══ PROVIDED MATERIAL ══

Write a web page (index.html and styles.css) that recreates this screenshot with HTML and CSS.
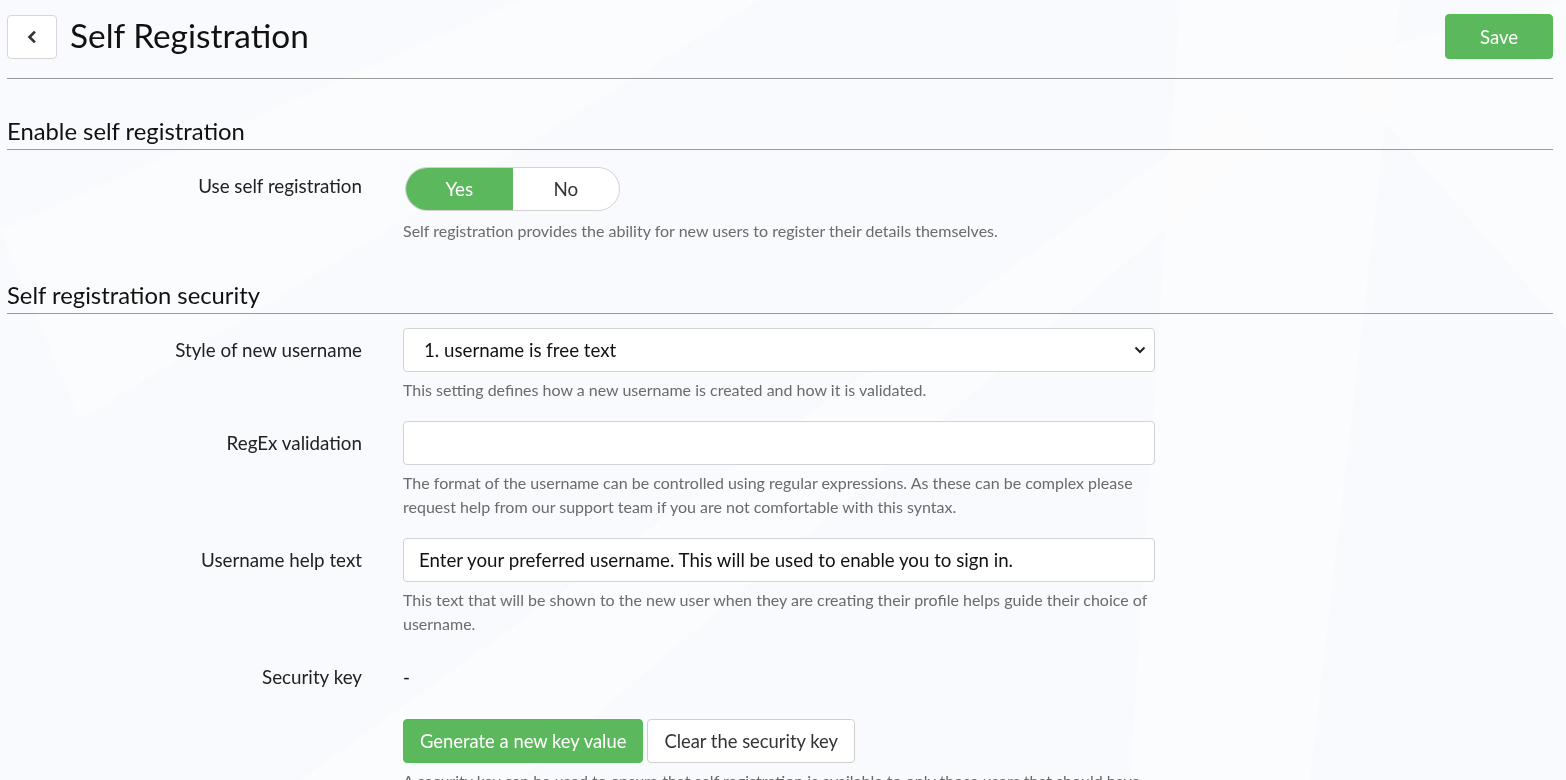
FILE: index.html
```html
<!DOCTYPE html>
<html lang="en">
<head>
<meta charset="utf-8"/>
<meta content="width=device-width, initial-scale=1.0" name="viewport"/>
<title>Self Registration</title>
<link rel="stylesheet" href="styles.css">
</head>
<body>
<svg class="backdrop" viewBox="0 0 1566 780" preserveAspectRatio="none" aria-hidden="true">
  <polygon points="1330,60 1566,0 1566,330" />
  <polygon points="1180,0 1400,0 1310,780 1130,780" />
  <polygon points="0,230 520,0 760,0 80,420" />
  <polygon points="300,780 1230,110 1270,140 520,780" />
</svg>

<div class="page">
  <header class="topbar">
    <button class="back" type="button" aria-label="Back">
      <svg width="14" height="14" viewBox="0 0 14 14"><path d="M9 2.5 L4.5 7 L9 11.5" fill="none" stroke="#333" stroke-width="2.6" stroke-linecap="square"/></svg>
    </button>
    <h1>Self Registration</h1>
    <button class="btn btn-green save" type="button">Save</button>
  </header>

  <section>
    <h2 class="section-title">Enable self registration</h2>
    <div class="row">
      <label class="label">Use self registration</label>
      <div class="control">
        <div class="toggle">
          <span class="toggle-opt on">Yes</span>
          <span class="toggle-opt">No</span>
        </div>
        <p class="help">Self registration provides the ability for new users to register their details themselves.</p>
      </div>
    </div>
  </section>

  <section>
    <h2 class="section-title">Self registration security</h2>
    <div class="row">
      <label class="label" for="style">Style of new username</label>
      <div class="control">
        <div class="select-wrap">
          <select id="style" class="field">
            <option>1. username is free text</option>
            <option>2. username is an email address</option>
          </select>
          <svg class="chevron" width="12" height="8" viewBox="0 0 12 8"><path d="M1.5 1.5 L6 6 L10.5 1.5" fill="none" stroke="#222" stroke-width="2"/></svg>
        </div>
        <p class="help">This setting defines how a new username is created and how it is validated.</p>
      </div>
    </div>

    <div class="row">
      <label class="label" for="regex">RegEx validation</label>
      <div class="control">
        <input id="regex" class="field" type="text" value="">
        <p class="help">The format of the username can be controlled using regular expressions. As these can be complex please request help from our support team if you are not comfortable with this syntax.</p>
      </div>
    </div>

    <div class="row">
      <label class="label" for="helptext">Username help text</label>
      <div class="control">
        <input id="helptext" class="field" type="text" value="Enter your preferred username. This will be used to enable you to sign in.">
        <p class="help">This text that will be shown to the new user when they are creating their profile helps guide their choice of username.</p>
      </div>
    </div>

    <div class="row">
      <label class="label">Security key</label>
      <div class="control">
        <div class="key-value">-</div>
        <div class="actions">
          <button class="btn btn-green" type="button">Generate a new key value</button>
          <button class="btn btn-white" type="button">Clear the security key</button>
        </div>
        <p class="help">A security key can be used to ensure that self registration is available to only those users that should have access.</p>
      </div>
    </div>
  </section>
</div>
</body>
</html>
```

FILE: styles.css
```css
body {
  margin: 0;
  font-family: Lato, "Open Sans", sans-serif;
  background: #f9fafd;
  color: #222;
  overflow: hidden;
}
.backdrop {
  position: fixed;
  left: 0;
  top: 0;
  width: 100%;
  height: 100%;
  z-index: -1;
}
.backdrop polygon {
  fill: #fdfdfe;
  opacity: 0.5;
}
.page {
  margin: 0 13px 0 7px;
}
.topbar {
  display: flex;
  align-items: center;
  padding: 14px 0 19px;
  border-bottom: 1px solid #9a9a9a;
}
.topbar h1 {
  flex: 1;
  margin: 0 0 0 13px;
  padding-bottom: 3px;
  font-size: 33.4px;
  line-height: 40px;
  font-weight: normal;
  color: #111;
}
.back {
  width: 50px;
  height: 44px;
  display: flex;
  align-items: center;
  justify-content: center;
  background: #fff;
  border: 1px solid #d6d6d6;
  border-radius: 4px;
  padding: 0;
  cursor: pointer;
}
.btn {
  height: 44px;
  padding: 0 15px;
  font-family: inherit;
  font-size: 18.6px;
  border-radius: 4px;
  cursor: pointer;
}
.btn-green {
  background: #5cb85c;
  border: 1px solid #54bd54;
  color: #fff;
}
.btn-white {
  background: #fff;
  border: 1px solid #cfcfcf;
  color: #333;
}
.save {
  width: 108px;
  height: 45px;
}
.section-title {
  margin: 39px 0 0;
  padding-bottom: 5px;
  font-size: 23.8px;
  line-height: 26px;
  font-weight: normal;
  color: #111;
  border-bottom: 1px solid #9a9a9a;
}
section .row:first-of-type {
  margin-top: 14px;
}
.row {
  display: grid;
  grid-template-columns: 355px 752px;
  column-gap: 41px;
}
.row + .row {
  margin-top: 19px;
}
.label {
  text-align: right;
  font-size: 18.8px;
  line-height: 44px;
  color: #222;
}
.toggle {
  display: flex;
  width: 215px;
  height: 44px;
  margin: 3px 0 0 2px;
  border: 1px solid #d2d2d2;
  border-radius: 23px;
  overflow: hidden;
  background: #fff;
  box-sizing: border-box;
}
.toggle-opt {
  flex: 1;
  text-align: center;
  line-height: 42px;
  font-size: 18.8px;
  color: #333;
}
.toggle-opt.on {
  background: #5cb85c;
  color: #fff;
}
.help {
  margin: 6px 0 0;
  font-size: 16px;
  line-height: 24px;
  color: #6b6b6b;
}
.toggle + .help {
  margin-top: 8px;
}
.field {
  display: block;
  width: 100%;
  height: 44px;
  box-sizing: border-box;
  border: 1px solid #ced3da;
  border-radius: 4px;
  background: #fff;
  font-family: inherit;
  font-size: 18.7px;
  color: #111;
  padding: 0 15px;
}
.select-wrap {
  position: relative;
}
select.field {
  appearance: none;
  padding-left: 20px;
}
.chevron {
  position: absolute;
  right: 9px;
  top: 18px;
  pointer-events: none;
}
.key-value {
  font-size: 18.8px;
  line-height: 44px;
  color: #111;
}
.actions {
  display: flex;
  gap: 4px;
  margin-top: 20px;
}
.actions .btn {
  padding: 0 16px;
  font-size: 18.4px;
}
```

═══

> **DO THIS**
Copy the listing word for word, excluding its pictures.

> **TASK SOLUTION**
Write a web page (index.html and styles.css) that recreates this screenshot with HTML and CSS.
FILE: index.html
```html
<!DOCTYPE html>
<html lang="en">
<head>
<meta charset="utf-8"/>
<meta content="width=device-width, initial-scale=1.0" name="viewport"/>
<title>Self Registration</title>
<link rel="stylesheet" href="styles.css">
</head>
<body>
<svg class="backdrop" viewBox="0 0 1566 780" preserveAspectRatio="none" aria-hidden="true">
  <polygon points="1330,60 1566,0 1566,330" />
  <polygon points="1180,0 1400,0 1310,780 1130,780" />
  <polygon points="0,230 520,0 760,0 80,420" />
  <polygon points="300,780 1230,110 1270,140 520,780" />
</svg>

<div class="page">
  <header class="topbar">
    <button class="back" type="button" aria-label="Back">
      <svg width="14" height="14" viewBox="0 0 14 14"><path d="M9 2.5 L4.5 7 L9 11.5" fill="none" stroke="#333" stroke-width="2.6" stroke-linecap="square"/></svg>
    </button>
    <h1>Self Registration</h1>
    <button class="btn btn-green save" type="button">Save</button>
  </header>

  <section>
    <h2 class="section-title">Enable self registration</h2>
    <div class="row">
      <label class="label">Use self registration</label>
      <div class="control">
        <div class="toggle">
          <span class="toggle-opt on">Yes</span>
          <span class="toggle-opt">No</span>
        </div>
        <p class="help">Self registration provides the ability for new users to register their details themselves.</p>
      </div>
    </div>
  </section>

  <section>
    <h2 class="section-title">Self registration security</h2>
    <div class="row">
      <label class="label" for="style">Style of new username</label>
      <div class="control">
        <div class="select-wrap">
          <select id="style" class="field">
            <option>1. username is free text</option>
            <option>2. username is an email address</option>
          </select>
          <svg class="chevron" width="12" height="8" viewBox="0 0 12 8"><path d="M1.5 1.5 L6 6 L10.5 1.5" fill="none" stroke="#222" stroke-width="2"/></svg>
        </div>
        <p class="help">This setting defines how a new username is created and how it is validated.</p>
      </div>
    </div>

    <div class="row">
      <label class="label" for="regex">RegEx validation</label>
      <div class="control">
        <input id="regex" class="field" type="text" value="">
        <p class="help">The format of the username can be controlled using regular expressions. As these can be complex please request help from our support team if you are not comfortable with this syntax.</p>
      </div>
    </div>

    <div class="row">
      <label class="label" for="helptext">Username help text</label>
      <div class="control">
        <input id="helptext" class="field" type="text" value="Enter your preferred username. This will be used to enable you to sign in.">
        <p class="help">This text that will be shown to the new user when they are creating their profile helps guide their choice of username.</p>
      </div>
    </div>

    <div class="row">
      <label class="label">Security key</label>
      <div class="control">
        <div class="key-value">-</div>
        <div class="actions">
          <button class="btn btn-green" type="button">Generate a new key value</button>
          <button class="btn btn-white" type="button">Clear the security key</button>
        </div>
        <p class="help">A security key can be used to ensure that self registration is available to only those users that should have access.</p>
      </div>
    </div>
  </section>
</div>
</body>
</html>
```

FILE: styles.css
```css
body {
  margin: 0;
  font-family: Lato, "Open Sans", sans-serif;
  background: #f9fafd;
  color: #222;
  overflow: hidden;
}
.backdrop {
  position: fixed;
  left: 0;
  top: 0;
  width: 100%;
  height: 100%;
  z-index: -1;
}
.backdrop polygon {
  fill: #fdfdfe;
  opacity: 0.5;
}
.page {
  margin: 0 13px 0 7px;
}
.topbar {
  display: flex;
  align-items: center;
  padding: 14px 0 19px;
  border-bottom: 1px solid #9a9a9a;
}
.topbar h1 {
  flex: 1;
  margin: 0 0 0 13px;
  padding-bottom: 3px;
  font-size: 33.4px;
  line-height: 40px;
  font-weight: normal;
  color: #111;
}
.back {
  width: 50px;
  height: 44px;
  display: flex;
  align-items: center;
  justify-content: center;
  background: #fff;
  border: 1px solid #d6d6d6;
  border-radius: 4px;
  padding: 0;
  cursor: pointer;
}
.btn {
  height: 44px;
  padding: 0 15px;
  font-family: inherit;
  font-size: 18.6px;
  border-radius: 4px;
  cursor: pointer;
}
.btn-green {
  background: #5cb85c;
  border: 1px solid #54bd54;
  color: #fff;
}
.btn-white {
  background: #fff;
  border: 1px solid #cfcfcf;
  color: #333;
}
.save {
  width: 108px;
  height: 45px;
}
.section-title {
  margin: 39px 0 0;
  padding-bottom: 5px;
  font-size: 23.8px;
  line-height: 26px;
  font-weight: normal;
  color: #111;
  border-bottom: 1px solid #9a9a9a;
}
section .row:first-of-type {
  margin-top: 14px;
}
.row {
  display: grid;
  grid-template-columns: 355px 752px;
  column-gap: 41px;
}
.row + .row {
  margin-top: 19px;
}
.label {
  text-align: right;
  font-size: 18.8px;
  line-height: 44px;
  color: #222;
}
.toggle {
  display: flex;
  width: 215px;
  height: 44px;
  margin: 3px 0 0 2px;
  border: 1px solid #d2d2d2;
  border-radius: 23px;
  overflow: hidden;
  background: #fff;
  box-sizing: border-box;
}
.toggle-opt {
  flex: 1;
  text-align: center;
  line-height: 42px;
  font-size: 18.8px;
  color: #333;
}
.toggle-opt.on {
  background: #5cb85c;
  color: #fff;
}
.help {
  margin: 6px 0 0;
  font-size: 16px;
  line-height: 24px;
  color: #6b6b6b;
}
.toggle + .help {
  margin-top: 8px;
}
.field {
  display: block;
  width: 100%;
  height: 44px;
  box-sizing: border-box;
  border: 1px solid #ced3da;
  border-radius: 4px;
  background: #fff;
  font-family: inherit;
  font-size: 18.7px;
  color: #111;
  padding: 0 15px;
}
.select-wrap {
  position: relative;
}
select.field {
  appearance: none;
  padding-left: 20px;
}
.chevron {
  position: absolute;
  right: 9px;
  top: 18px;
  pointer-events: none;
}
.key-value {
  font-size: 18.8px;
  line-height: 44px;
  color: #111;
}
.actions {
  display: flex;
  gap: 4px;
  margin-top: 20px;
}
.actions .btn {
  padding: 0 16px;
  font-size: 18.4px;
}
```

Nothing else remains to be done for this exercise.